Let $A$ be countable.

• if $A = \emptyset$, we are done
• if $A$ is finite, say $A = \{a_0, \dots, a_k\}$ then the following map is a surjection $f : \mathbb{N} \mapsto A$ : $$f : n \mapsto \left\{ \begin{array}{ll} a_n & \textrm{if } n \leqslant k \\ a_0 & \textrm{otherwise} \end{array} \right. $$
• finally, if $A$ is equinumerous with $\mathbb{N}$ then you have a bijection $f : \mathbb{N} \mapsto A$, which is hence a surjection.

The right to left implication is the hard part :

If $A=\emptyset$ or $A$ is finite we are done. So let's assume that $A$ is infinite and we have a surjective function $f : \mathbb{N} \mapsto A$. We need to find a bijection $g : \mathbb{N} \mapsto A$.
By induction, for each $n \in \mathbb{N}$, we construct the family of functions $(g_n)_{n\in \mathbb{N}}$ satisfying :

1. for each $n$, $g_n$ is an injective function $\{0, \dots n\} \mapsto A$.
2. for each $m \leqslant n$, $g_n$ extends $g_m$, ie $\forall k \leqslant m$, $g_n(k) = g_m(k)$.
3. for each $k \leqslant n$ , $f(k) \in \operatorname{Im}(g_n)$

If we can do that we are done since $g : n \mapsto g_n(n)$ is a bijection from $\mathbb{N}$ to $A$.

induction start We let $g_0 : \{ 0 \} \mapsto A$ be defined by $g_0(0) := f(0)$.

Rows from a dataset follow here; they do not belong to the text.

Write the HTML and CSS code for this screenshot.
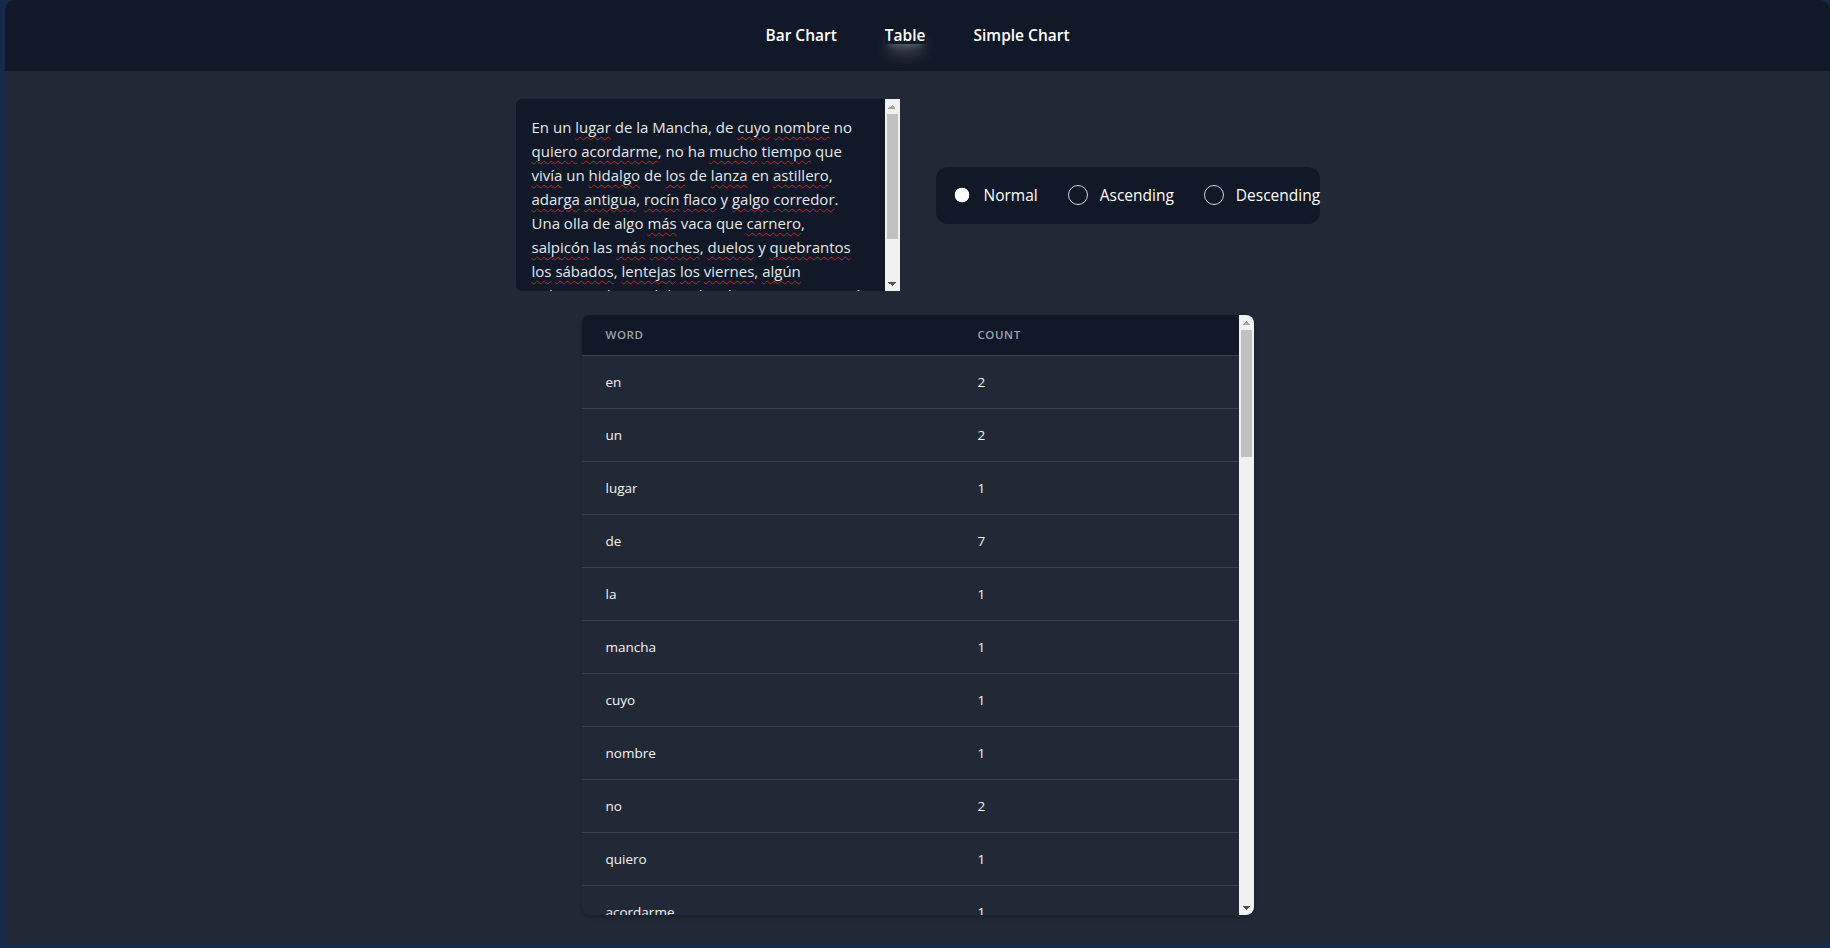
FILE: index.html
```html
<!DOCTYPE html>
<html lang="es">
<head>
<meta charset="utf-8">
<title>Word Count</title>
<link rel="stylesheet" href="styles.css">
</head>
<body>
<div class="app">
  <header class="topbar">
    <nav class="nav">
      <a class="nav-link" href="#">Bar Chart</a>
      <a class="nav-link active" href="#">Table</a>
      <a class="nav-link" href="#">Simple Chart</a>
    </nav>
  </header>
  <main class="main">
    <section class="controls">
      <div class="textarea-box">
        <div class="textarea" role="textbox" aria-multiline="true">
          <span class="line">En un <span class="sp">lugar</span> de la Mancha, de <span class="sp">cuyo</span> <span class="sp">nombre</span> no</span>
          <span class="line"><span class="sp">quiero</span> <span class="sp">acordarme</span>, no ha <span class="sp">mucho</span> <span class="sp">tiempo</span> que</span>
          <span class="line"><span class="sp">vivía</span> un <span class="sp">hidalgo</span> de <span class="sp">los</span> de <span class="sp">lanza</span> en <span class="sp">astillero</span>,</span>
          <span class="line"><span class="sp">adarga</span> <span class="sp">antigua</span>, <span class="sp">rocín</span> <span class="sp">flaco</span> y <span class="sp">galgo</span> <span class="sp">corredor</span>.</span>
          <span class="line">Una olla de algo <span class="sp">más</span> vaca que <span class="sp">carnero</span>,</span>
          <span class="line"><span class="sp">salpicón</span> las <span class="sp">más</span> <span class="sp">noches</span>, <span class="sp">duelos</span> y <span class="sp">quebrantos</span></span>
          <span class="line"><span class="sp">los</span> <span class="sp">sábados</span>, <span class="sp">lentejas</span> <span class="sp">los</span> <span class="sp">viernes</span>, <span class="sp">algún</span></span>
          <span class="line"><span class="sp">palomino</span> de <span class="sp">añadidura</span> <span class="sp">los</span> <span class="sp">domingos</span>, <span class="sp">consumían</span></span>
          <span class="line">las tres partes de su <span class="sp">hacienda</span>.</span>
        </div>
        <div class="scrollbar" aria-hidden="true">
          <span class="sb-btn sb-up"></span>
          <span class="sb-track"><span class="sb-thumb thumb-text"></span></span>
          <span class="sb-btn sb-down"></span>
        </div>
      </div>
      <div class="radios" role="radiogroup">
        <label class="radio-item"><input type="radio" name="order" class="radio" checked><span>Normal</span></label>
        <label class="radio-item"><input type="radio" name="order" class="radio"><span>Ascending</span></label>
        <label class="radio-item"><input type="radio" name="order" class="radio"><span>Descending</span></label>
      </div>
    </section>
    <div class="table-box">
      <div class="table-wrap">
        <table class="words">
          <colgroup><col class="col-word"><col></colgroup>
          <thead><tr><th>Word</th><th>Count</th></tr></thead>
          <tbody>
            <tr><td>en</td><td>2</td></tr>
            <tr><td>un</td><td>2</td></tr>
            <tr><td>lugar</td><td>1</td></tr>
            <tr><td>de</td><td>7</td></tr>
            <tr><td>la</td><td>1</td></tr>
            <tr><td>mancha</td><td>1</td></tr>
            <tr><td>cuyo</td><td>1</td></tr>
            <tr><td>nombre</td><td>1</td></tr>
            <tr><td>no</td><td>2</td></tr>
            <tr><td>quiero</td><td>1</td></tr>
            <tr><td>acordarme</td><td>1</td></tr>
            <tr><td>ha</td><td>1</td></tr>
            <tr><td>mucho</td><td>1</td></tr>
            <tr><td>tiempo</td><td>1</td></tr>
            <tr><td>que</td><td>2</td></tr>
            <tr><td>vivía</td><td>1</td></tr>
            <tr><td>hidalgo</td><td>1</td></tr>
            <tr><td>los</td><td>4</td></tr>
            <tr><td>lanza</td><td>1</td></tr>
            <tr><td>astillero</td><td>1</td></tr>
            <tr><td>adarga</td><td>1</td></tr>
            <tr><td>antigua</td><td>1</td></tr>
            <tr><td>rocín</td><td>1</td></tr>
            <tr><td>flaco</td><td>1</td></tr>
            <tr><td>y</td><td>2</td></tr>
            <tr><td>galgo</td><td>1</td></tr>
            <tr><td>corredor</td><td>1</td></tr>
            <tr><td>una</td><td>1</td></tr>
            <tr><td>olla</td><td>1</td></tr>
            <tr><td>algo</td><td>1</td></tr>
            <tr><td>más</td><td>2</td></tr>
            <tr><td>vaca</td><td>1</td></tr>
            <tr><td>carnero</td><td>1</td></tr>
            <tr><td>salpicón</td><td>1</td></tr>
            <tr><td>las</td><td>2</td></tr>
            <tr><td>noches</td><td>1</td></tr>
            <tr><td>duelos</td><td>1</td></tr>
            <tr><td>quebrantos</td><td>1</td></tr>
            <tr><td>sábados</td><td>1</td></tr>
            <tr><td>lentejas</td><td>1</td></tr>
            <tr><td>viernes</td><td>1</td></tr>
            <tr><td>algún</td><td>1</td></tr>
            <tr><td>palomino</td><td>1</td></tr>
            <tr><td>añadidura</td><td>1</td></tr>
            <tr><td>domingos</td><td>1</td></tr>
            <tr><td>consumían</td><td>1</td></tr>
            <tr><td>tres</td><td>1</td></tr>
            <tr><td>partes</td><td>1</td></tr>
            <tr><td>su</td><td>1</td></tr>
            <tr><td>hacienda</td><td>1</td></tr>
          </tbody>
        </table>
      </div>
      <div class="scrollbar" aria-hidden="true">
        <span class="sb-btn sb-up"></span>
        <span class="sb-track"><span class="sb-thumb thumb-table"></span></span>
        <span class="sb-btn sb-down"></span>
      </div>
    </div>
  </main>
</div>
</body>
</html>
```
FILE: styles.css
```css
* {
  box-sizing: border-box;
}

html,
body {
  margin: 0;
  height: 100%;
}

body {
  background: #152a4a;
  font-family: "Open Sans", "Noto Sans", sans-serif;
  color: #ffffff;
}

.app {
  margin-left: 5px;
  height: 944px;
  background: #212937;
  border-radius: 10px;
  overflow: hidden;
  display: flex;
  flex-direction: column;
}

.topbar {
  height: 71px;
  flex-shrink: 0;
  background: #111827;
  display: flex;
  align-items: center;
  justify-content: center;
}

.nav {
  display: flex;
  gap: 48px;
}

.nav-link {
  color: #ffffff;
  text-decoration: none;
  font-weight: 600;
  font-size: 15.5px;
  line-height: 17px;
}

.nav-link.active {
  background: #111827;
  box-shadow: 0 12px 16px -4px rgba(255, 255, 255, 0.3),
    0 5px 7px -4px rgba(255, 255, 255, 0.3);
}

.main {
  padding-top: 28px;
  display: flex;
  flex-direction: column;
  align-items: center;
  gap: 24px;
}

.controls {
  display: flex;
  align-items: center;
  gap: 36px;
}

/* fake textarea */
.textarea-box {
  width: 384px;
  height: 192px;
  display: flex;
  border-radius: 6px 0 0 6px;
  overflow: hidden;
}

.textarea {
  flex: 1;
  min-width: 0;
  padding: 16px;
  background: #111827;
  overflow: hidden;
  font-size: 15px;
  font-weight: 500;
  line-height: 24px;
  color: #e5e7eb;
}

.line {
  display: block;
  white-space: nowrap;
}

.sp {
  text-decoration: underline wavy #e01818;
  text-decoration-thickness: 1px;
  text-decoration-skip-ink: none;
  text-underline-offset: 3px;
}

/* classic scrollbar */
.scrollbar {
  width: 15px;
  flex-shrink: 0;
  background: #f1f1f1;
  display: flex;
  flex-direction: column;
}

.sb-btn {
  height: 15px;
  flex-shrink: 0;
  background-repeat: no-repeat;
  background-position: center;
  background-size: 8px 4px;
}

.sb-up {
  background-image: conic-gradient(from 135deg at 50% 0, #a3a3a3 0 90deg, transparent 0);
}

.sb-down {
  background-image: conic-gradient(from -45deg at 50% 100%, #505050 0 90deg, transparent 0);
}

.sb-track {
  flex: 1;
  padding: 0 2px;
}

.sb-thumb {
  display: block;
  background: #c1c1c1;
}

.thumb-text {
  height: 125px;
}

.thumb-table {
  height: 127px;
}

/* radios */
.radios {
  width: 384px;
  height: 57px;
  padding: 0 16px;
  background: #111827;
  border-radius: 12px;
  display: flex;
  align-items: center;
  gap: 30px;
}

.radio-item {
  display: flex;
  align-items: center;
  gap: 12px;
  font-size: 15.5px;
  font-weight: 500;
  white-space: nowrap;
  color: #ffffff;
}

.radio {
  appearance: none;
  -webkit-appearance: none;
  margin: 0;
  width: 20px;
  height: 20px;
  border-radius: 50%;
  border: 1px solid #d1d5db;
  background: transparent;
  flex-shrink: 0;
}

.radio:checked {
  border-color: transparent;
  background: radial-gradient(circle, #ffffff 0 7px, transparent 7.6px);
}

/* table */
.table-box {
  width: 672px;
  height: 600px;
  display: flex;
  border-radius: 8px;
  overflow: hidden;
  background: #212937;
  box-shadow: 0 2px 4px rgba(0, 0, 0, 0.25);
}

.table-wrap {
  flex: 1;
  min-width: 0;
  overflow: hidden;
}

.words {
  width: 100%;
  border-collapse: collapse;
  table-layout: fixed;
}

.col-word {
  width: 372px;
}

.words th {
  background: #111827;
  color: #9ca3af;
  font-size: 11.5px;
  font-weight: 600;
  text-transform: uppercase;
  letter-spacing: 0.05em;
  text-align: left;
  padding: 12px 24px;
  line-height: 16px;
  border-bottom: 1px solid #374151;
}

.words td {
  padding: 16px 24px;
  font-size: 13.5px;
  font-weight: 500;
  line-height: 20px;
  color: #f3f4f6;
  border-bottom: 1px solid #374151;
}
```
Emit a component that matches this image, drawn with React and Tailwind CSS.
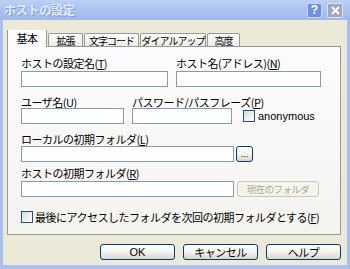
import React from 'react';

const jp = "font-['Noto_Sans_CJK_JP','Noto_Sans',sans-serif]";

const Label = ({ text, keyChar, className = '' }) => (
    <div className={`leading-[12px] h-[12px] whitespace-nowrap ${className}`}>
        {text}(<u>{keyChar}</u>)
    </div>
);

const TextBox = ({ className = '' }) => (
    <div className={`h-[16px] bg-white border border-[#7f9db9] ${className}`} />
);

const CheckBox = () => (
    <div className="w-[12px] h-[12px] border border-[#1c5180] bg-gradient-to-br from-[#dcdcd7] to-white shrink-0" />
);

const XpButton = ({ children, className = '' }) => (
    <div className={`h-[16px] flex items-center justify-center rounded-[3px] border border-[#003c74] bg-gradient-to-b from-white via-[#f3f3ef] to-[#d9d5c9] ${className}`}>
        {children}
    </div>
);

const tabs = ['拡張', '文字コード', 'ダイアルアップ', '高度'];
const tabWidths = ['w-[35px]', 'w-[55px]', 'w-[66px]', 'w-[33px]'];

export default function App() {
    return (
        <div className={`w-[350px] h-[269px] bg-[#a9bff0] flex flex-col text-[11px] tracking-[-0.5px] text-black ${jp}`}>
            {/* Title bar */}
            <div className="h-[20px] flex items-center pl-[4px] pr-[7px] bg-gradient-to-b from-[#bccff5] to-[#9db8ec]">
                <span className="text-[12px] font-bold text-[#e4ecfb] tracking-[-0.2px] [text-shadow:1px_1px_0_#7f99d6]">ホストの設定</span>
                <div className="ml-auto flex items-center gap-[5px]">
                    <div className="w-[15px] h-[15px] rounded-[2px] bg-[#6f90e2] border border-[#c9d6f6] flex items-center justify-center text-white text-[12px] font-bold leading-none font-['Liberation_Sans',sans-serif] tracking-normal">?</div>
                    <div className="w-[16px] h-[15px] rounded-[2px] bg-[#a0a7bf] border border-[#dde2ee] flex items-center justify-center">
                        <svg width="9" height="9" viewBox="0 0 9 9">
                            <path d="M1 1L8 8M8 1L1 8" stroke="white" strokeWidth="2" />
                        </svg>
                    </div>
                </div>
            </div>

            {/* Dialog body */}
            <div className="flex-1 mx-[3px] mb-[4px] bg-[#ece9d8] flex flex-col">
                {/* Tabs */}
                <div className="flex items-end gap-[1px] h-[16px] mt-[10px] pl-[4px]">
                    <div className="relative z-10 w-[40px] h-[17px] -mb-px bg-[#fcfcfe] border-x border-[#919b9c] flex flex-col">
                        <div className="h-[2px] bg-[#f6a83a] -mx-px rounded-t-[2px]" />
                        <div className="flex-1 flex items-center justify-center pb-[1px]">基本</div>
                    </div>
                    {tabs.map((t, i) => (
                        <div key={t} className={`${tabWidths[i]} shrink-0 h-[13px] border border-b-0 border-[#919b9c] rounded-t-[2px] bg-gradient-to-b from-white to-[#ecebe5] flex items-center justify-center whitespace-nowrap text-[10px] tracking-[-1px]`}>
                            {t}
                        </div>
                    ))}
                </div>

                {/* Tab panel */}
                <div className="ml-[4px] w-[334px] h-[189px] border border-[#919b9c] bg-gradient-to-b from-[#fcfcfe] to-[#f4f3ee] pl-[13px] flex flex-col">
                    <div className="flex gap-[8px] mt-[10px]">
                        <div className="flex flex-col gap-[2px] w-[147px] shrink-0">
                            <Label text="ホストの設定名" keyChar="T" />
                            <TextBox className="w-[147px]" />
                        </div>
                        <div className="flex flex-col gap-[2px] w-[145px] shrink-0">
                            <Label text="ホスト名(アドレス)" keyChar="N" />
                            <TextBox className="w-[145px]" />
                        </div>
                    </div>

                    <div className="flex mt-[9px]">
                        <div className="flex flex-col w-[103px] shrink-0">
                            <Label text="ユーザ名" keyChar="U" />
                            <TextBox className="w-[103px]" />
                        </div>
                        <div className="flex flex-col ml-[8px] w-[100px] shrink-0">
                            <Label text="パスワード/パスフレーズ" keyChar="P" />
                            <TextBox className="w-[100px]" />
                        </div>
                        <div className="flex items-center self-end h-[16px] ml-[11px] gap-[3px]">
                            <CheckBox />
                            <span className="font-['Liberation_Sans',sans-serif] text-[11px] tracking-normal">anonymous</span>
                        </div>
                    </div>

                    <div className="flex flex-col mt-[9px] gap-[1px]">
                        <Label text="ローカルの初期フォルダ" keyChar="L" />
                        <div className="flex gap-[2px]">
                            <TextBox className="w-[213px]" />
                            <XpButton className="w-[17px] text-[9px] leading-none tracking-normal font-['Liberation_Sans',sans-serif]">...</XpButton>
                        </div>
                    </div>

                    <div className="flex flex-col mt-[5px] gap-[2px]">
                        <Label text="ホストの初期フォルダ" keyChar="R" />
                        <div className="flex gap-[3px]">
                            <TextBox className="w-[213px]" />
                            <div className="w-[82px] h-[16px] rounded-[3px] border border-[#c9c7ba] bg-[#f5f4ea] text-[#aca899] text-[9.5px] tracking-[-0.6px] flex items-center justify-center">
                                現在のフォルダ
                            </div>
                        </div>
                    </div>

                    <div className="flex items-center mt-[14px] gap-[2px]">
                        <CheckBox />
                        <span className="leading-[12px]">最後にアクセスしたフォルダを次回の初期フォルダとする(<u>F</u>)</span>
                    </div>
                </div>

                {/* Buttons */}
                <div className="flex justify-end gap-[8px] mt-[9px] w-[338px]">
                    <XpButton className="w-[75px] font-['Liberation_Sans',sans-serif] tracking-normal">OK</XpButton>
                    <XpButton className="w-[75px]">キャンセル</XpButton>
                    <XpButton className="w-[75px]">ヘルプ</XpButton>
                </div>
            </div>
        </div>
    );
}
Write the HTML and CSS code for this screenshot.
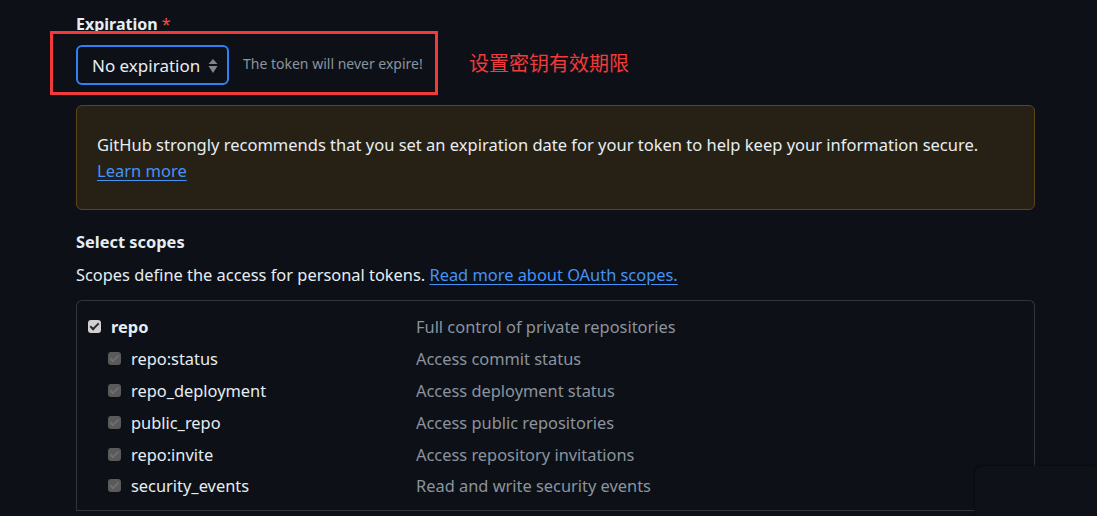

Induction step Let $n \in \mathbb{N}$ Suppose we have already constructed $g_0, \dots, g_n$ satisfying points 1. 2. and 3. above.
As $A$ is infinite, $g_n$ can't be a surjection (for otherwise $A$ would be finite), hence the set $X_n := \{k \in \mathbb{N} \ | \ f(k) \notin \operatorname{Im}(g_n) \}$ isn't empty. This allows us to define $g_{n + 1}(n + 1):= f(\min X_n)$.
For $k \leqslant n$, one sets $g_{n + 1}(k) := g_n(k)$.

Clearly, $g_{n+1}$ is injective and extends $g_m$ for $m \leqslant n + 1$. Let's check point 3. :
let $k \leqslant n + 1$ , then

• if $k \leqslant n$ we are done since $f(k) \in \operatorname{Im}(g_n) \subseteq \operatorname{Im}(g_{n+1})$.
• if $k = n+1$ then either $f(k) \in \operatorname{Im}(g_n)$ and we are done or we have $n + 1 \in X_n$, and since $0, \dots n, \notin X_n$ we have $n+1 = \min X_n$ hence $a= g_{n+1}(n+1)$.

Answer 2

For any element $a$ in $A$ consider the set $\phi(a) = \{n|f(n)=a \}$ where $f$ is your surjection.Now $\phi(a)$ is non-empty for all $a$ in $A$ so,we define $g(x)= \min.\phi(x)$ ,now it is easy to check that $g$ is bijection from $A$ to a subset of natural numbers.(Note that min. exists by Well Ordering Principle)